§ The records
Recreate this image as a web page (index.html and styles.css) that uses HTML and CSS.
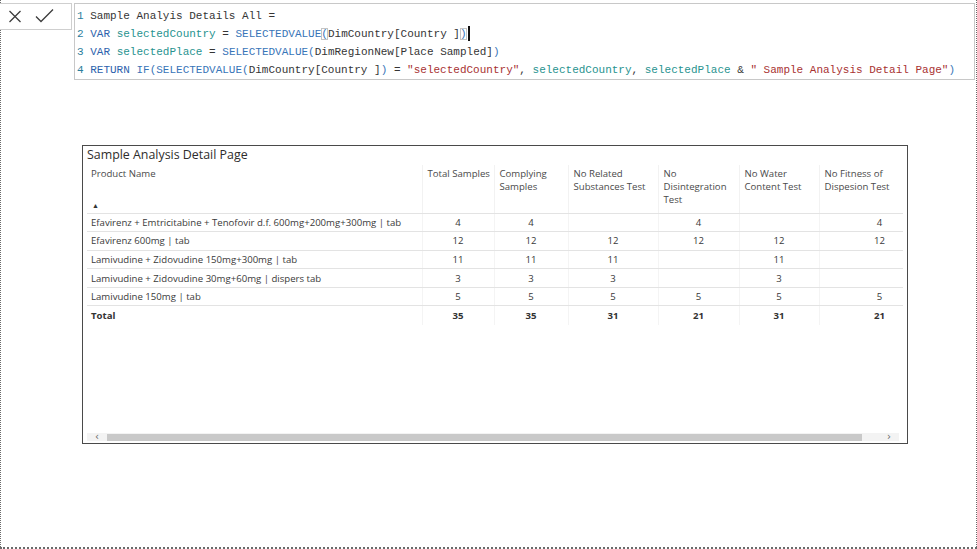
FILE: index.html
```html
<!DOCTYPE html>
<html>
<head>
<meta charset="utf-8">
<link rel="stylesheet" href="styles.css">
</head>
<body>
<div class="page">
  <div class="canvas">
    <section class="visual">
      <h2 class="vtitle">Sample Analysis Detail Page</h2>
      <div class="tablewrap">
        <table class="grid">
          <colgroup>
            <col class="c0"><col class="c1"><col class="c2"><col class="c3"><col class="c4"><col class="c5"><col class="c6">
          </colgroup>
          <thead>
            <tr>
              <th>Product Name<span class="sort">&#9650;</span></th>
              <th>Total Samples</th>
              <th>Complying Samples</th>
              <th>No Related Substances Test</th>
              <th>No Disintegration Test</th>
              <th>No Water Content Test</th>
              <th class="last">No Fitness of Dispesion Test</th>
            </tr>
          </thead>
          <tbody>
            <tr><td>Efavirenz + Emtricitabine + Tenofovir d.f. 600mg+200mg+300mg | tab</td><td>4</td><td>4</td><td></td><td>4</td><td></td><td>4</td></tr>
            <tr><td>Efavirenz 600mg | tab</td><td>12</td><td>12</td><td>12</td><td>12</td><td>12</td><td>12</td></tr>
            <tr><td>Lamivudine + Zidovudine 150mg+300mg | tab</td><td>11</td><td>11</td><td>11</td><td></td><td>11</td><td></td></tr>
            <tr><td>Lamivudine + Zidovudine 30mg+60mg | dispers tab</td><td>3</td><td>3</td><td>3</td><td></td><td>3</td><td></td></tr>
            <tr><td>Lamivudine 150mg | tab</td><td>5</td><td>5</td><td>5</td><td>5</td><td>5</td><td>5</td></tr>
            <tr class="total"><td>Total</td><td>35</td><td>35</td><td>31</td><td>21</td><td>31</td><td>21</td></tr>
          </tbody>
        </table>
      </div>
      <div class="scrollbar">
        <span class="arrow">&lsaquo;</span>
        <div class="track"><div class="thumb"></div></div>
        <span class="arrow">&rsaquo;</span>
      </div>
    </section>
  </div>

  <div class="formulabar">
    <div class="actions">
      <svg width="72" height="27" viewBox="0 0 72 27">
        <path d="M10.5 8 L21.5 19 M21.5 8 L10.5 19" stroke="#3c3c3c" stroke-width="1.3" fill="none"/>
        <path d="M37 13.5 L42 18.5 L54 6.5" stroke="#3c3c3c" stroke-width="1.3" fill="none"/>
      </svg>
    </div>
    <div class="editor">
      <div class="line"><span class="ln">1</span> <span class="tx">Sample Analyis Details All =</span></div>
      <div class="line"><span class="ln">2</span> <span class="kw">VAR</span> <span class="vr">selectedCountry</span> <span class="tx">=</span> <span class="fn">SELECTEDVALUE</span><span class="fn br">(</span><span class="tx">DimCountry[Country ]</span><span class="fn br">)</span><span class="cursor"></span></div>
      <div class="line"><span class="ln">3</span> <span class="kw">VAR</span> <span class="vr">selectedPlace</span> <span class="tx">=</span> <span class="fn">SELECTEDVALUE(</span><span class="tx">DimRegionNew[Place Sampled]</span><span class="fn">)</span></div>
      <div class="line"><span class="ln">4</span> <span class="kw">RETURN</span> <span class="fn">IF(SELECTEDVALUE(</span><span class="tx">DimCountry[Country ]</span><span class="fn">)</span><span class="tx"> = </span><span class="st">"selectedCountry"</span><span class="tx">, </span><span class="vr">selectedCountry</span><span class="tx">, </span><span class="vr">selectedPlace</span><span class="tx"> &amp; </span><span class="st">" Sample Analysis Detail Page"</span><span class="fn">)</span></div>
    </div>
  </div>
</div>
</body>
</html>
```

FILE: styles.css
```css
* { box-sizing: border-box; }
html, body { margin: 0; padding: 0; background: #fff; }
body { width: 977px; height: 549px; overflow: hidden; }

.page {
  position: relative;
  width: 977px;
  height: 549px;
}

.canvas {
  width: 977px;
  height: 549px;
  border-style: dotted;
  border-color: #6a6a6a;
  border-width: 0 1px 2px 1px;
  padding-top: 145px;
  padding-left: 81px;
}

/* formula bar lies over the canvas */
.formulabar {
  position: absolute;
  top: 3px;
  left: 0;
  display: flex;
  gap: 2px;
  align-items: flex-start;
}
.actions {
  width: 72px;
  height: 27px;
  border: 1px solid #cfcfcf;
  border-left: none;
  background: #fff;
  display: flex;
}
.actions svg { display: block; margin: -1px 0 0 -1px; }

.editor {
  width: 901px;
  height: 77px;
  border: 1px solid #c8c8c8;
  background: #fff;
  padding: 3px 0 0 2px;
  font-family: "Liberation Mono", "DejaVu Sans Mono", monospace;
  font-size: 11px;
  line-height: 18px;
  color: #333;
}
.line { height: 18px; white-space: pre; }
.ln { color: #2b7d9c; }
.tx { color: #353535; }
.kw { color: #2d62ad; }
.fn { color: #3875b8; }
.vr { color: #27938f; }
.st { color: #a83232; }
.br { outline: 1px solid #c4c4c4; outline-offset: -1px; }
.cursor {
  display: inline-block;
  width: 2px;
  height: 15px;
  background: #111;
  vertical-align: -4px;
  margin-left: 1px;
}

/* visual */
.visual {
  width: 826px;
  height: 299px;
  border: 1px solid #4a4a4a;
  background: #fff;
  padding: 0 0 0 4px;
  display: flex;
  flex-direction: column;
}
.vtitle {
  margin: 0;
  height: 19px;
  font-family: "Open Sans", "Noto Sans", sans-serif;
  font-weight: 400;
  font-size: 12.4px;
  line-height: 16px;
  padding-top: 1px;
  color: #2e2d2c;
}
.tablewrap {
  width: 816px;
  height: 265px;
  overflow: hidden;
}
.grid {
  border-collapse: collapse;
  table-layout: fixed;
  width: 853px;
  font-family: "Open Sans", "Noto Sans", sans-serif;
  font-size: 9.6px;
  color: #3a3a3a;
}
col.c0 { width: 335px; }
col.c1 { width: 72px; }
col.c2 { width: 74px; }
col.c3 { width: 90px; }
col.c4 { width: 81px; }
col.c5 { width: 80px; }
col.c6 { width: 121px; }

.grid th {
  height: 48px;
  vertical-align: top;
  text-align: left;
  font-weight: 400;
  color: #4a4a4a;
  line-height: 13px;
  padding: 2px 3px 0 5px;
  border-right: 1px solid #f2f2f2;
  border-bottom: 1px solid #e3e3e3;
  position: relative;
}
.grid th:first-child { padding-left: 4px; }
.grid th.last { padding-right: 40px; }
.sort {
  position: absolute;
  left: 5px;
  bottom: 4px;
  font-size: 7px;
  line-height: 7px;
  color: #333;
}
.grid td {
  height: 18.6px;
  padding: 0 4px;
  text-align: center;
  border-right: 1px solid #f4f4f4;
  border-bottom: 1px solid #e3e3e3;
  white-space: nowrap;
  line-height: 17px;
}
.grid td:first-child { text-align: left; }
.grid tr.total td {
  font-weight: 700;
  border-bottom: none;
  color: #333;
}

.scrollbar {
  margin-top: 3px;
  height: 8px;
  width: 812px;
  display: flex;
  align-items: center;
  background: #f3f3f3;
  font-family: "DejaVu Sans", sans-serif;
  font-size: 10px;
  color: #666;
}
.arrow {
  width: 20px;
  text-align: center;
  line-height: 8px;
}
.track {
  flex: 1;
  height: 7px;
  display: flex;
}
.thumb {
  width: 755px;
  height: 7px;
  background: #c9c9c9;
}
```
* * *
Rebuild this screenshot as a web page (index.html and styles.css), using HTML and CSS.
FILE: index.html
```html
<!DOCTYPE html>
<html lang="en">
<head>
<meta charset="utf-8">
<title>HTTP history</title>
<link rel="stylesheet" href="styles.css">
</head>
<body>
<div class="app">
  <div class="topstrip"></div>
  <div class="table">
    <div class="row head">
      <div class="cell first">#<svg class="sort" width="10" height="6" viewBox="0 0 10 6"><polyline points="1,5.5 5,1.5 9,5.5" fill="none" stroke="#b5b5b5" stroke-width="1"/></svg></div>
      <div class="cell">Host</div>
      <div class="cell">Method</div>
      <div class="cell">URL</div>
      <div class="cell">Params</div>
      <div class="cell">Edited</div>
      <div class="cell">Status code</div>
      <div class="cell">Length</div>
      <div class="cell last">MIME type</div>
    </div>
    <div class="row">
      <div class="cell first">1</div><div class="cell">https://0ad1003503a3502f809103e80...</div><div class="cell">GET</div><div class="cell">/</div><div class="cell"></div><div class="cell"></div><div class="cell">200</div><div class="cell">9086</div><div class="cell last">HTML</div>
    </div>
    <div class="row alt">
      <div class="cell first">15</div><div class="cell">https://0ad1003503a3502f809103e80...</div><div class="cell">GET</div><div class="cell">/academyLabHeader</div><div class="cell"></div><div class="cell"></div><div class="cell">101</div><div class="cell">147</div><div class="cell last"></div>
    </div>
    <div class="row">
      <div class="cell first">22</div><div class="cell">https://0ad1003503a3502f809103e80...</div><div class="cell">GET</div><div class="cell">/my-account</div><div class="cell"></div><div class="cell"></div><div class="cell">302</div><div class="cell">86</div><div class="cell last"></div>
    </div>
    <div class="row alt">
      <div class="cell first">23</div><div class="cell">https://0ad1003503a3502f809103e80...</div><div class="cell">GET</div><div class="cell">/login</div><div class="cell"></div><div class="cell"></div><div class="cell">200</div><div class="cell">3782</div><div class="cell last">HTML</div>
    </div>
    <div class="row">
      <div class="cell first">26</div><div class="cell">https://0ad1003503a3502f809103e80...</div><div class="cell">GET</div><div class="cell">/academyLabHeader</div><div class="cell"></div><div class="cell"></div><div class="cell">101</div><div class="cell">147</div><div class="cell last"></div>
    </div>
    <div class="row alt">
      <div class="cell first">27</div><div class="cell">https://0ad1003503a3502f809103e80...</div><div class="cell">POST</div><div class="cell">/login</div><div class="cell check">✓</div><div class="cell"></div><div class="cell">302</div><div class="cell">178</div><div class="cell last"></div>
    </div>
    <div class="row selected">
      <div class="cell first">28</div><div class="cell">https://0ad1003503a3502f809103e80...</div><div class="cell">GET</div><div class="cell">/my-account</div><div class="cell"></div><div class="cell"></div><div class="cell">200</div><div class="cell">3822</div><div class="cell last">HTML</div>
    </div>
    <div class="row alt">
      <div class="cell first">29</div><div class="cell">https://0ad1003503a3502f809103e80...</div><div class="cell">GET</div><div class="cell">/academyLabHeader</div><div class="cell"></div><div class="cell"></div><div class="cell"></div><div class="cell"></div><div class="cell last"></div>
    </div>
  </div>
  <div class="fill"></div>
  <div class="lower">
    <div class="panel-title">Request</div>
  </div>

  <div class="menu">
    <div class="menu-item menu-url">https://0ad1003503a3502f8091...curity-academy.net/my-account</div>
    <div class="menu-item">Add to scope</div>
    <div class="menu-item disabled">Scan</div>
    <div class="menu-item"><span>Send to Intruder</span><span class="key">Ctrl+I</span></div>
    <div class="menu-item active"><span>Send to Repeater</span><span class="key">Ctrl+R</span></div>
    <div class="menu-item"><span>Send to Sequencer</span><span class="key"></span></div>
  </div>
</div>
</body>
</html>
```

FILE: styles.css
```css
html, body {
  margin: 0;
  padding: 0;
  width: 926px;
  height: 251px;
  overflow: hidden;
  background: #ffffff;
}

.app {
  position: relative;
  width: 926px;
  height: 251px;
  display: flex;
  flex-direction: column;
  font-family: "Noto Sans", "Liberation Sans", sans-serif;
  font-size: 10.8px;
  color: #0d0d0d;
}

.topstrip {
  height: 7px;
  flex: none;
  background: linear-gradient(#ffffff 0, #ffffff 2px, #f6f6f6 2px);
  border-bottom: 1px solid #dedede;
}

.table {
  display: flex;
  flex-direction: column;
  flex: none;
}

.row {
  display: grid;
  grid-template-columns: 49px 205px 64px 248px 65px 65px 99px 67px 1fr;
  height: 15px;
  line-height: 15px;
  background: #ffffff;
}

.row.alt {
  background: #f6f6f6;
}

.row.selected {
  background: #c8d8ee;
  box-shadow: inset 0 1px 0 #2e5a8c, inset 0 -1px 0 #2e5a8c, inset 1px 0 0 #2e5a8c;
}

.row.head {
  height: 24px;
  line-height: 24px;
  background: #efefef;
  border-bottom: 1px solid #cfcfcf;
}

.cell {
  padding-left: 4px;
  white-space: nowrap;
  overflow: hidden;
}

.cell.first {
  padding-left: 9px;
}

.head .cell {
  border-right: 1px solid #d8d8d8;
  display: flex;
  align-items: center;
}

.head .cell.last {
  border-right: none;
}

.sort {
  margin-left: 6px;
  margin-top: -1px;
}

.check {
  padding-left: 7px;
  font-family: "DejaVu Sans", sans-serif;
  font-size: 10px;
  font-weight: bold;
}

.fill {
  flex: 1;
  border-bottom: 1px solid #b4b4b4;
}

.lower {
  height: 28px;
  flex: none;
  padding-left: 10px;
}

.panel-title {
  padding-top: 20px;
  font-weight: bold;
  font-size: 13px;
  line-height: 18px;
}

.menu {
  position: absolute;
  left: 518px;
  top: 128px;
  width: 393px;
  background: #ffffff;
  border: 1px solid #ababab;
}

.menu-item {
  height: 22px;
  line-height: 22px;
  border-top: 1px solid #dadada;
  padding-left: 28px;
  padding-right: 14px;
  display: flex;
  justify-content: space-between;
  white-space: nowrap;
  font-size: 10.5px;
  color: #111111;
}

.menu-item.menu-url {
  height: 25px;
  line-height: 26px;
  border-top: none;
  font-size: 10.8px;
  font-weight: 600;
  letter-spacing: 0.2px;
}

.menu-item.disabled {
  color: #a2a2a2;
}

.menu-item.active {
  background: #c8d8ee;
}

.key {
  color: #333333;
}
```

§ Problem details
Above are some records. Count the lines among them with the word "this", and answer with the number only.

§ Full answer
2